Les membres de votre famille ne se trouveront peut-être pas au même endroit lorsqu’une urgence surviendra. Prévoyez une façon de vous retrouver ou de communiquer les uns avec les autres et discutez de ce que vous feriez dans différentes situations.
J’ai la conviction intime que cela va arriver un jour.
Un jour où je ne serai pas prête.
Parce que je vis dans le plus éblouissant déni de l’apocalypse lente qui s’avance.
On la prévoyait fulgurante, bruyante, anéantissante, spectaculaire.
Elle est sournoise, polymorphe, rampante, aussi irrépressible que la Cosa Nostra.
Sur les murs de la suite, il y a des sérigraphies de Riopelle. Les trois immenses fresques de l’hommage à Rosa Luxembourg.
Le foyer chauffe aux buchettes écologiques.

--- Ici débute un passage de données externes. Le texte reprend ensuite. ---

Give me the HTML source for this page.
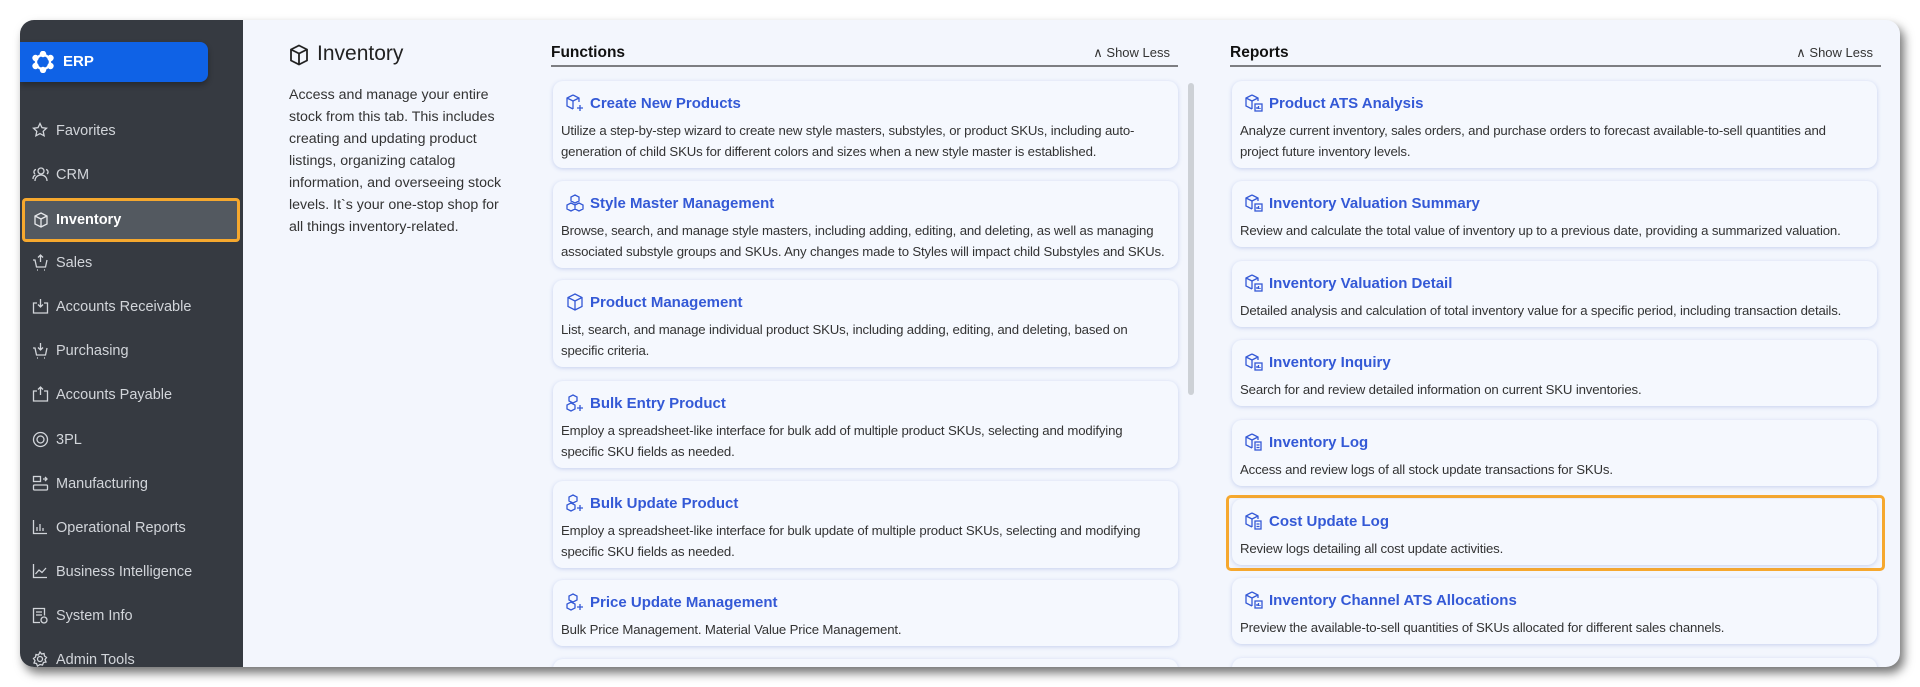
<!DOCTYPE html>
<html><head><meta charset="utf-8"><style>
*{box-sizing:border-box;margin:0;padding:0}
body{width:1920px;height:687px;background:#fff;font-family:"Liberation Sans",sans-serif;position:relative;overflow:hidden}
.win{position:absolute;left:20px;top:20px;width:1880px;height:647px;border-radius:14px;overflow:hidden;background:#f3f6fd;box-shadow:4px 6px 10px rgba(0,0,0,.55)}
.side{position:absolute;left:0;top:0;width:223px;height:647px;background:#363a41}
.erp{position:absolute;left:0;top:22px;width:188px;height:40px;background:#0f62e6;border-radius:0 8px 8px 0;color:#fff;font-weight:bold;font-size:15px;box-shadow:0 3px 6px rgba(0,0,0,.3)}
.erp svg{position:absolute;left:12px;top:9px}
.erp span{position:absolute;left:43px;top:11px}
.nav{position:absolute;left:0;width:223px;height:36px;color:#d2d5da;font-size:14.5px}
.nav svg{position:absolute;left:12px;top:9px}
.nav span{position:absolute;left:36px;top:10px}
.nav.act{left:2px;width:218px;height:44px;background:#535960;border:3px solid #f6a82e;border-radius:4px;color:#fff;font-weight:bold}
.nav.act svg{left:8px;top:11px}.nav.act span{left:31px;top:11px}
.title{position:absolute;left:269px;top:22px;font-size:21px;color:#222}
.title svg{position:absolute;left:0;top:2px}
.title span{position:absolute;left:28px;top:0;white-space:nowrap}
.desc{position:absolute;left:269px;top:64px;font-size:14.2px;line-height:22px;color:#333;white-space:nowrap}
.hd{position:absolute;top:24px;height:23px;border-bottom:2.5px solid #7d7e82;font-size:15.5px;font-weight:bold;color:#111}
.hd .sl{position:absolute;right:8px;top:1px;font-weight:normal;font-size:13px;color:#333}
.card{position:absolute;background:#f5f8fe;border-radius:10px;box-shadow:0 1px 4px rgba(80,110,200,.28)}
.card .t{position:absolute;left:13px;top:13px;color:#3459d6;font-size:15px;font-weight:bold;white-space:nowrap}
.card .t svg{vertical-align:-4px;margin-right:6px}
.card .d{position:absolute;left:8px;top:39px;font-size:13.2px;line-height:21px;color:#333;white-space:nowrap;letter-spacing:-.15px}
.f{left:533px;width:625px}
.r{left:1212px;width:645px}
.hl{position:absolute;left:1206px;top:475px;width:659px;height:76px;border:3px solid #f6a82e;border-radius:5px}
.sb{position:absolute;left:1168px;top:63px;width:6px;height:312px;background:#cdd1d6;border-radius:3px}
</style></head><body>
<div class="win">
<div class="side">
<div class="erp"><svg width="22" height="22" viewBox="0 0 22 22" fill="none" stroke="#fff" stroke-width="2.4"><circle cx="11" cy="11" r="7"/><circle cx="11" cy="3" r="2" fill="#fff"/><circle cx="11" cy="19" r="2" fill="#fff"/><circle cx="3.5" cy="7" r="2" fill="#fff"/><circle cx="18.5" cy="7" r="2" fill="#fff"/><circle cx="3.5" cy="15" r="2" fill="#fff"/><circle cx="18.5" cy="15" r="2" fill="#fff"/></svg><span>ERP</span></div>
<div class="nav" style="top:93px"><svg width="16" height="16" viewBox="0 0 16 16" fill="none" stroke="#d2d5da" stroke-width="1.3"><path d="M8 1.5l2 4.2 4.5.5-3.3 3.1.9 4.5L8 11.6l-4.1 2.2.9-4.5L1.5 6.2l4.5-.5z"/></svg><span>Favorites</span></div>
<div class="nav" style="top:137px"><svg width="18" height="16" viewBox="0 0 18 16" fill="none" stroke="#d2d5da" stroke-width="1.3"><circle cx="9" cy="5" r="3"/><path d="M3 15c0-4 3-6 6-6s6 2 6 6M4 3.5a2.5 2.5 0 0 0-1 4.5M1 13c0-2 1-3.5 2.5-4M14 3.5a2.5 2.5 0 0 1 1 4.5"/></svg><span>CRM</span></div>
<div class="nav act" style="top:178px"><svg width="16" height="16" viewBox="0 0 16 16" fill="none" stroke="#e6e8eb" stroke-width="1.3"><path d="M8 1l6 3v8l-6 3-6-3V4zM2 4l6 3 6-3M8 7v8"/></svg><span>Inventory</span></div>
<div class="nav" style="top:225px"><svg width="17" height="17" viewBox="0 0 17 17" fill="none" stroke="#d2d5da" stroke-width="1.3"><path d="M1 6h2l1.5 7h9L15 6M8.5 1v7M6 3.5l2.5-2.5 2.5 2.5M5 16h1M12 16h1"/></svg><span>Sales</span></div>
<div class="nav" style="top:269px"><svg width="17" height="17" viewBox="0 0 17 17" fill="none" stroke="#d2d5da" stroke-width="1.3"><path d="M5 5H1.5v10h14V5H12M8.5 1v8M6 6.5l2.5 2.5 2.5-2.5"/></svg><span>Accounts Receivable</span></div>
<div class="nav" style="top:313px"><svg width="17" height="17" viewBox="0 0 17 17" fill="none" stroke="#d2d5da" stroke-width="1.3"><path d="M1 6h2l1.5 7h9L15 6M8.5 1v7M6 5.5l2.5 2.5 2.5-2.5M5 16h1M12 16h1"/></svg><span>Purchasing</span></div>
<div class="nav" style="top:357px"><svg width="17" height="17" viewBox="0 0 17 17" fill="none" stroke="#d2d5da" stroke-width="1.3"><path d="M5 5H1.5v10h14V5H12M8.5 9V1M6 3.5l2.5-2.5 2.5 2.5"/></svg><span>Accounts Payable</span></div>
<div class="nav" style="top:402px"><svg width="17" height="17" viewBox="0 0 17 17" fill="none" stroke="#d2d5da" stroke-width="1.3"><circle cx="8.5" cy="8.5" r="7"/><circle cx="8.5" cy="8.5" r="3.5"/></svg><span>3PL</span></div>
<div class="nav" style="top:446px"><svg width="17" height="17" viewBox="0 0 17 17" fill="none" stroke="#d2d5da" stroke-width="1.3"><rect x="1.5" y="1.5" width="7" height="5"/><rect x="1.5" y="10" width="14" height="5" rx="1"/><path d="M11 4h4M13 2l2 2-2 2"/></svg><span>Manufacturing</span></div>
<div class="nav" style="top:490px"><svg width="16" height="16" viewBox="0 0 16 16" fill="none" stroke="#d2d5da" stroke-width="1.3"><path d="M1.5 1v13.5H15M5 12V8M8 12V5M11 12V9"/></svg><span>Operational Reports</span></div>
<div class="nav" style="top:534px"><svg width="16" height="16" viewBox="0 0 16 16" fill="none" stroke="#d2d5da" stroke-width="1.3"><path d="M1.5 1v13.5H15M3.5 11l3.5-4 3 2.5 4-4.5"/></svg><span>Business Intelligence</span></div>
<div class="nav" style="top:578px"><svg width="16" height="17" viewBox="0 0 16 17" fill="none" stroke="#d2d5da" stroke-width="1.3"><path d="M8 15.5H1.5v-14h11v7M4 5h6M4 8h6"/><circle cx="12" cy="13" r="3"/></svg><span>System Info</span></div>
<div class="nav" style="top:622px"><svg width="16" height="16" viewBox="0 0 16 16" fill="none" stroke="#d2d5da" stroke-width="1.3"><circle cx="8" cy="8" r="2.5"/><path d="M8 1l1.5 2 2.5-.5.5 2.5 2 1.5-1.5 2 1 2.5-2.5.5-1 2.5L8 13.5 5.5 15l-1-2.5L2 12l1-2.5L1.5 7.5l2-1.5.5-2.5 2.5.5z"/></svg><span>Admin Tools</span></div>
</div>

<div class="title"><svg width="20" height="22" viewBox="0 0 20 22" fill="none" stroke="#222" stroke-width="1.8"><path d="M10 1.5l8 4v11l-8 4-8-4v-11zM2 5.5l8 4 8-4M10 9.5v11"/></svg><span>Inventory</span></div>
<div class="desc">Access and manage your entire<br>stock from this tab. This includes<br>creating and updating product<br>listings, organizing catalog<br>information, and overseeing stock<br>levels. It`s your one-stop shop for<br>all things inventory-related.</div>

<div class="hd" style="left:531px;width:627px">Functions<span class="sl">∧ Show Less</span></div>
<div class="hd" style="left:1210px;width:651px">Reports<span class="sl">∧ Show Less</span></div>

<div class="sb"></div>

<div class="card f" style="top:61px;height:87px"><div class="t"><svg width="18" height="18" viewBox="0 0 18 18" fill="none" stroke="#3459d6" stroke-width="1.3"><path d="M7 1l6 3v4M7 1L1 4v8l6 3M1 4l6 3 6-3M7 7v8M14 11v6M11 14h6"/></svg>Create New Products</div><div class="d">Utilize a step-by-step wizard to create new style masters, substyles, or product SKUs, including auto-<br>generation of child SKUs for different colors and sizes when a new style master is established.</div></div>
<div class="card f" style="top:161px;height:87px"><div class="t"><svg width="18" height="18" viewBox="0 0 18 18" fill="none" stroke="#3459d6" stroke-width="1.3"><path d="M9 1l4 2v4l-4 2-4-2V3zM5 9l4 2v4l-4 2-4-2v-4zM13 9l4 2v4l-4 2-4-2v-4z"/></svg>Style Master Management</div><div class="d">Browse, search, and manage style masters, including adding, editing, and deleting, as well as managing<br>associated substyle groups and SKUs. Any changes made to Styles will impact child Substyles and SKUs.</div></div>
<div class="card f" style="top:260px;height:87px"><div class="t"><svg width="18" height="18" viewBox="0 0 18 18" fill="none" stroke="#3459d6" stroke-width="1.3"><path d="M9 1l7 3.5v9L9 17l-7-3.5v-9zM2 4.5L9 8l7-3.5M9 8v9"/></svg>Product Management</div><div class="d">List, search, and manage individual product SKUs, including adding, editing, and deleting, based on<br>specific criteria.</div></div>
<div class="card f" style="top:361px;height:87px"><div class="t"><svg width="18" height="18" viewBox="0 0 18 18" fill="none" stroke="#3459d6" stroke-width="1.3"><path d="M7 1l4 2v4L7 9 3 7V3zM5 9l4 2v4l-4 2-4-2v-4zM14 11v6M11 14h6"/></svg>Bulk Entry Product</div><div class="d">Employ a spreadsheet-like interface for bulk add of multiple product SKUs, selecting and modifying<br>specific SKU fields as needed.</div></div>
<div class="card f" style="top:461px;height:87px"><div class="t"><svg width="18" height="18" viewBox="0 0 18 18" fill="none" stroke="#3459d6" stroke-width="1.3"><path d="M7 1l4 2v4L7 9 3 7V3zM5 9l4 2v4l-4 2-4-2v-4zM14 11v6M11 14h6"/></svg>Bulk Update Product</div><div class="d">Employ a spreadsheet-like interface for bulk update of multiple product SKUs, selecting and modifying<br>specific SKU fields as needed.</div></div>
<div class="card f" style="top:560px;height:66px"><div class="t"><svg width="18" height="18" viewBox="0 0 18 18" fill="none" stroke="#3459d6" stroke-width="1.3"><path d="M7 1l4 2v4L7 9 3 7V3zM5 9l4 2v4l-4 2-4-2v-4zM14 11v6M11 14h6"/></svg>Price Update Management</div><div class="d">Bulk Price Management. Material Value Price Management.</div></div>
<div class="card f" style="top:639px;height:20px"></div>

<div class="card r" style="top:61px;height:87px"><div class="t"><svg width="18" height="18" viewBox="0 0 18 18" fill="none" stroke="#3459d6" stroke-width="1.3"><path d="M7 1l6 3v3M7 1L1 4v8l6 3M1 4l6 3 6-3M7 7v8"/><rect x="10" y="10" width="7" height="7"/><path d="M12 15v-2M13.5 15v-3M15 15v-1"/></svg>Product ATS Analysis</div><div class="d">Analyze current inventory, sales orders, and purchase orders to forecast available-to-sell quantities and<br>project future inventory levels.</div></div>
<div class="card r" style="top:161px;height:66px"><div class="t"><svg width="18" height="18" viewBox="0 0 18 18" fill="none" stroke="#3459d6" stroke-width="1.3"><path d="M7 1l6 3v3M7 1L1 4v8l6 3M1 4l6 3 6-3M7 7v8"/><rect x="10" y="10" width="7" height="7"/><path d="M12 15v-2M13.5 15v-3M15 15v-1"/></svg>Inventory Valuation Summary</div><div class="d">Review and calculate the total value of inventory up to a previous date, providing a summarized valuation.</div></div>
<div class="card r" style="top:241px;height:66px"><div class="t"><svg width="18" height="18" viewBox="0 0 18 18" fill="none" stroke="#3459d6" stroke-width="1.3"><path d="M7 1l6 3v3M7 1L1 4v8l6 3M1 4l6 3 6-3M7 7v8"/><rect x="10" y="10" width="7" height="7"/><path d="M12 15v-2M13.5 15v-3M15 15v-1"/></svg>Inventory Valuation Detail</div><div class="d">Detailed analysis and calculation of total inventory value for a specific period, including transaction details.</div></div>
<div class="card r" style="top:320px;height:66px"><div class="t"><svg width="18" height="18" viewBox="0 0 18 18" fill="none" stroke="#3459d6" stroke-width="1.3"><path d="M7 1l6 3v3M7 1L1 4v8l6 3M1 4l6 3 6-3M7 7v8"/><rect x="10" y="10" width="7" height="7"/><path d="M12 15v-2M13.5 15v-3M15 15v-1"/></svg>Inventory Inquiry</div><div class="d">Search for and review detailed information on current SKU inventories.</div></div>
<div class="card r" style="top:400px;height:66px"><div class="t"><svg width="18" height="18" viewBox="0 0 18 18" fill="none" stroke="#3459d6" stroke-width="1.3"><path d="M7 1l6 3v3M7 1L1 4v8l6 3M1 4l6 3 6-3M7 7v8"/><rect x="10" y="9" width="6" height="8"/><path d="M11.5 12h3M11.5 14.5h3"/></svg>Inventory Log</div><div class="d">Access and review logs of all stock update transactions for SKUs.</div></div>
<div class="hl"></div>
<div class="card r" style="top:479px;height:66px"><div class="t"><svg width="18" height="18" viewBox="0 0 18 18" fill="none" stroke="#3459d6" stroke-width="1.3"><path d="M7 1l6 3v3M7 1L1 4v8l6 3M1 4l6 3 6-3M7 7v8"/><rect x="10" y="9" width="6" height="8"/><path d="M11.5 12h3M11.5 14.5h3"/></svg>Cost Update Log</div><div class="d">Review logs detailing all cost update activities.</div></div>
<div class="card r" style="top:558px;height:66px"><div class="t"><svg width="18" height="18" viewBox="0 0 18 18" fill="none" stroke="#3459d6" stroke-width="1.3"><path d="M7 1l6 3v3M7 1L1 4v8l6 3M1 4l6 3 6-3M7 7v8"/><rect x="10" y="10" width="7" height="7"/><path d="M12 15v-2M13.5 15v-3M15 15v-1"/></svg>Inventory Channel ATS Allocations</div><div class="d">Preview the available-to-sell quantities of SKUs allocated for different sales channels.</div></div>
<div class="card r" style="top:638px;height:20px"></div>
</div>
</body></html>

Dans une heure, je vais aller au centre aquatique enfiler les activités aux humidités variables sur un joli collier de plaisance pascale : piscine, sauna, bain froid, spa, rameur, et back to spa.
Le déni n’a jamais été aussi relaxant.
J’ai au moins eu la gentillesse de laisser la maison à mon ex. Ça doit lui faire drôle de se retrouver dans son ex-lit, son ex-cuisine, son ex-vie. Les enfants doivent être contents de retrouver la Connexion (le nouveau Christ) . On n’a plus le Carême qu’on avait.
Et puis cette pensée : quand il va arriver, le bris de normalité, qui va venir se réfugier au chalet avec moi? Mes enfants, c’est certain, mais leur père? Et où vont aller mon bel animal et ses enfants?
Le gouvernement ne semble pas avoir prévu le Plan d’urgence pour familles récemment recomposées.